◆ **Exercise aim**
Count how many lines contain the word "React". Please give only the number.

********

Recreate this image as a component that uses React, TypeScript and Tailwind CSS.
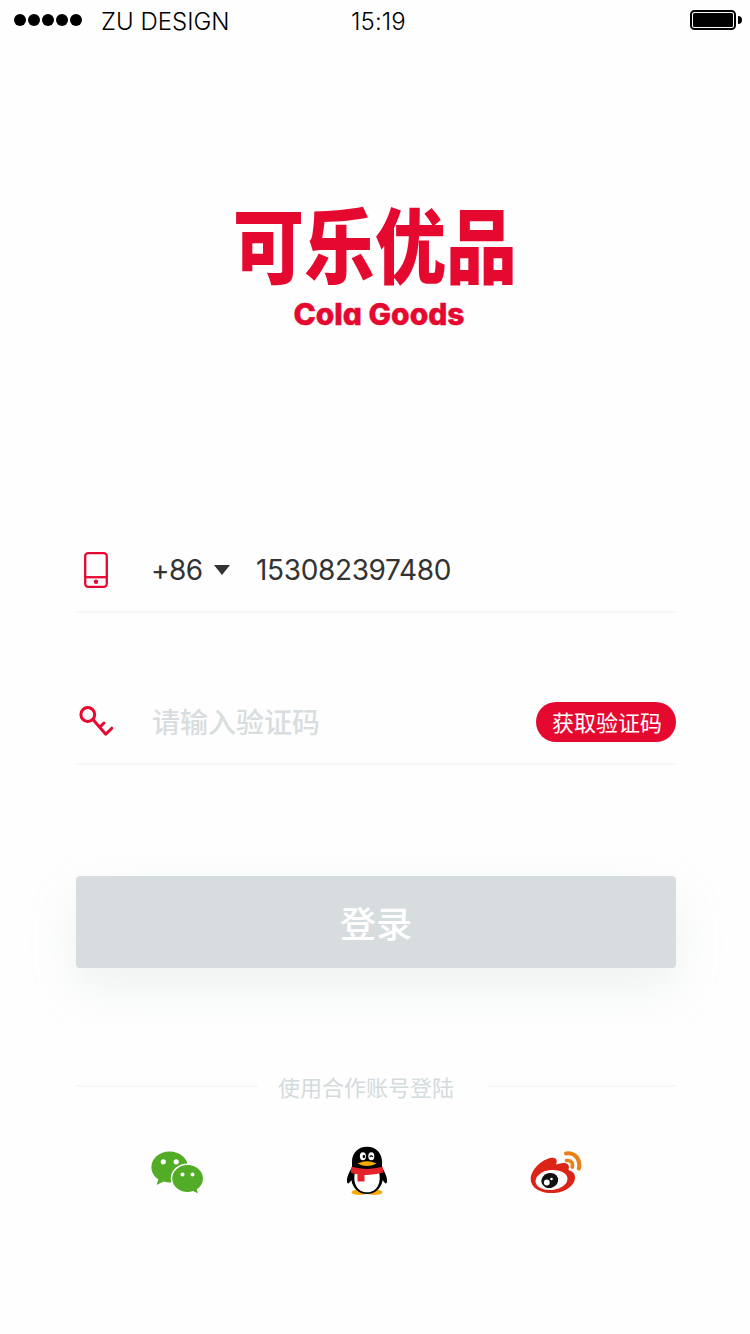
import React from "react";

const cjk = "font-['Noto_Sans_CJK_SC',sans-serif]";

function StatusBar() {
  return (
    <header className="grid h-[42px] grid-cols-[101px_250px_1fr_auto] items-center pr-2 text-[24px] leading-[40px] text-black">
      <div className="flex gap-[2px] pl-[14px] pb-[2px]">
        {[0, 1, 2, 3, 4].map((dot) => (
          <span key={dot} className="size-3 rounded-full bg-black" />
        ))}
      </div>
      <span className="pt-[2px] font-light tracking-[0.02px]">ZU DESIGN</span>
      <span className="pt-[2px] font-light tracking-[0.1px]">15:19</span>
      <svg className="mb-[2px] h-5 w-[52px]" viewBox="0 0 52 20">
        <rect x="1" y="1" width="44" height="18" rx="3.5" fill="none" stroke="#000" strokeWidth="2" />
        <rect x="3" y="3" width="40" height="14" rx="1.5" />
        <path d="M48 6a4 4 0 0 1 0 8z" />
      </svg>
    </header>
  );
}

function Logo() {
  return (
    <div className="mt-[163px] flex flex-col items-center text-[#e50930]">
      <h1 className={`flex h-[72px] w-[284px] scale-y-[1.15] items-center justify-between text-[71px] leading-[72px] font-black ${cjk}`}>
        可乐优品
      </h1>
      <p className="mt-[22px] ml-[8px] h-[30px] text-[30px] leading-[30px] font-extrabold [font-feature-settings:'cv11'] [-webkit-text-stroke:0.5px_#e50930]">
        Cola Goods
      </p>
    </div>
  );
}

function PhoneIcon() {
  return (
    <svg className="ml-2 h-9 w-6" viewBox="0 0 24 36" fill="none" stroke="#e50930" strokeWidth="2.3">
      <rect x="1.2" y="1.2" width="21.6" height="33.6" rx="3" />
      <path d="M1 25.2h22" />
      <circle cx="12" cy="29.7" r="2.2" fill="#e50930" stroke="none" />
    </svg>
  );
}

function KeyIcon() {
  return (
    <svg className="ml-[3px] h-8 w-9" viewBox="0 0 36 32" fill="none" stroke="#e50930" strokeWidth="3" strokeLinecap="round" strokeLinejoin="round">
      <circle cx="8.8" cy="8.5" r="6.9" />
      <path d="M14 13.5L26.8 28.2L32.8 22.2M20.7 21.3L25 17" />
    </svg>
  );
}

function WeChatIcon() {
  return (
    <svg className="h-[43px] w-[53px]" viewBox="0 0 53 43">
      <path fill="#53ac25" d="M18.5.5C8.4.5.4 7.5.4 16.2c0 5 2.6 9.2 7 12L5.6 34l7-3.4c2 .6 4 .9 6.2.9 10.1 0 18.1-7 18.1-15.6S28.6.5 18.5.5z" />
      <path fill="#53ac25" stroke="#fff" strokeWidth="1.5" d="M36.5 13.3c-8.7 0-16 6.3-16 14.2s7.3 14.2 16 14.2c2 0 3.9-.3 5.6-.9l6 3-1.5-5.1c3.7-2.6 6.1-6.6 6.1-11.2 0-7.9-7.4-14.2-16.2-14.2z" />
      <circle cx="12.3" cy="10.8" r="2.6" fill="#fff" />
      <circle cx="25.2" cy="10.8" r="2.6" fill="#fff" />
      <circle cx="31.5" cy="23.6" r="2" fill="#fff" />
      <circle cx="41.5" cy="23.6" r="2" fill="#fff" />
    </svg>
  );
}

function QQIcon() {
  return (
    <svg className="h-[50px] w-[42px]" viewBox="0 0 42 50">
      <ellipse cx="13.5" cy="46.3" rx="8" ry="2.8" fill="#faab00" />
      <ellipse cx="28.5" cy="46.3" rx="8" ry="2.8" fill="#faab00" />
      <path d="M21 .8C12 .8 6 7 6 15.8v5.5C3 26.5.6 31.5 1 35.5c.3 3 2 2.5 4.3-1.5C6.700 42 12.5 48 21 48s14.3-6 15.7-14c2.3 4 4 4.5 4.3 1.5.4-4-2-9-5-14.2v-5.5C36 7 30 .8 21 .8z" fill="#000" />
      <path d="M9 26c-2.500 11 2 20.3 12 20.3S35.500 37 33 26z" fill="#fff" />
      <path d="M5.500 20.800Q21 25 36.500 20.800L37.700 26.300Q28 29.500 18.500 29V35.500H11.500V28.200Q8 28 4.800 26.500z" fill="#e5232b" />
      <ellipse cx="16.9" cy="10.2" rx="3" ry="4" fill="#fff" />
      <ellipse cx="25.3" cy="10.2" rx="3" ry="4" fill="#fff" />
      <ellipse cx="17.9" cy="10.5" rx="1.2" ry="1.8" />
      <path d="M23.700 10.800q1.600-2 3.200 0" fill="none" stroke="#000" strokeWidth="1.2" />
      <path d="M11.500 17.500q9.500-4.600 19 0q-9.500 5.200-19 0z" fill="#faab00" />
    </svg>
  );
}

function WeiboIcon() {
  return (
    <svg className="h-[43px] w-[52px]" viewBox="0 0 52 43">
      <path fill="#dc2318" d="M22 6.8c4-.6 6 2.5 4 6.9 4.5-1.8 10.5-2.7 12.3.2 1 1.6.6 3.5 0 5.2 3.7 1 6.7 3.2 6.7 7.3 0 8-10.5 15.7-23 15.7C10.5 42.1.7 36.9.7 28.2.7 19.4 11.5 8 22 6.8z" />
      <ellipse cx="21.5" cy="29" rx="16" ry="10" fill="#fff" transform="rotate(-6 21.5 29)" />
      <ellipse cx="19.8" cy="29.5" rx="8.5" ry="7.5" fill="#111" transform="rotate(-15 19.8 29.5)" />
      <circle cx="16.8" cy="31.5" r="2.9" fill="#fff" />
      <circle cx="21.5" cy="28" r="1.3" fill="#fff" />
      <g fill="none" stroke="#e98117" strokeLinecap="round">
        <path strokeWidth="4" d="M36 2.500C45 1.200 51 8.500 48.800 17.500" />
        <path strokeWidth="3.5" d="M36.500 9.600c4.500-.6 7 2.600 5.700 6.500" />
      </g>
    </svg>
  );
}

export default function App() {
  return (
    <main className="flex h-[1334px] w-[750px] flex-col bg-[#fefefe] font-['Inter','Noto_Sans_CJK_SC',sans-serif]">
      <StatusBar />
      <Logo />

      <form className="mt-[198px] ml-[76px] w-[600px]" onSubmit={(e) => e.preventDefault()}>
        <div className="flex h-[86px] items-center border-b-2 border-[#f6f7f7] pt-[2px] text-[28px] text-[#333]">
          <div className="w-[75px]"><PhoneIcon /></div>
          <span className="w-[63px] tracking-[-0.6px]">+86</span>
          <svg className="h-[10px] w-4" viewBox="0 0 16 10"><path fill="#333" d="M0 0h16L8 10z" /></svg>
          <span className="ml-[26px] tracking-[-0.35px]">153082397480</span>
        </div>

        <div className="mt-[67px] flex h-[85px] items-center border-b-2 border-[#f6f7f7]">
          <div className="w-[76px]"><KeyIcon /></div>
          <span className={`pb-[2px] text-[28px] font-medium text-[#d8dddf] ${cjk}`}>请输入验证码</span>
          <button type="button" className={`ml-auto h-10 w-[140px] rounded-full bg-[#e50930] pl-[2px] text-[22px] leading-[38px] text-white ${cjk}`}>
            <span className="block h-10">获取验证码</span>
          </button>
        </div>

        <button type="submit" className={`mt-[111px] h-[92px] w-full rounded-[4px] bg-[#d7dddf] text-[36px] leading-[92px] font-medium text-white shadow-[0_20px_50px_rgba(150,175,168,0.15)] ${cjk}`}>登录</button>
      </form>

      <section className="mt-[100px] ml-[76px] w-[600px]">
        <div className="flex h-9 items-center">
          <span className="h-[2px] w-[182px] bg-[#f6f7f7]" />
          <span className={`ml-5 text-[22px] leading-9 text-[#d3dbdd] ${cjk}`}>使用合作账号登陆</span>
          <span className="ml-auto h-[2px] w-[188px] bg-[#f6f7f7]" />
        </div>
        <div className="mt-[42px] flex h-[52px] items-center pl-[75px]">
          <WeChatIcon />
          <div className="ml-[142px] flex pb-[2px]"><QQIcon /></div>
          <div className="ml-[142px]"><WeiboIcon /></div>
        </div>
      </section>
    </main>
  );
}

********

◆ **Solution to this task**
2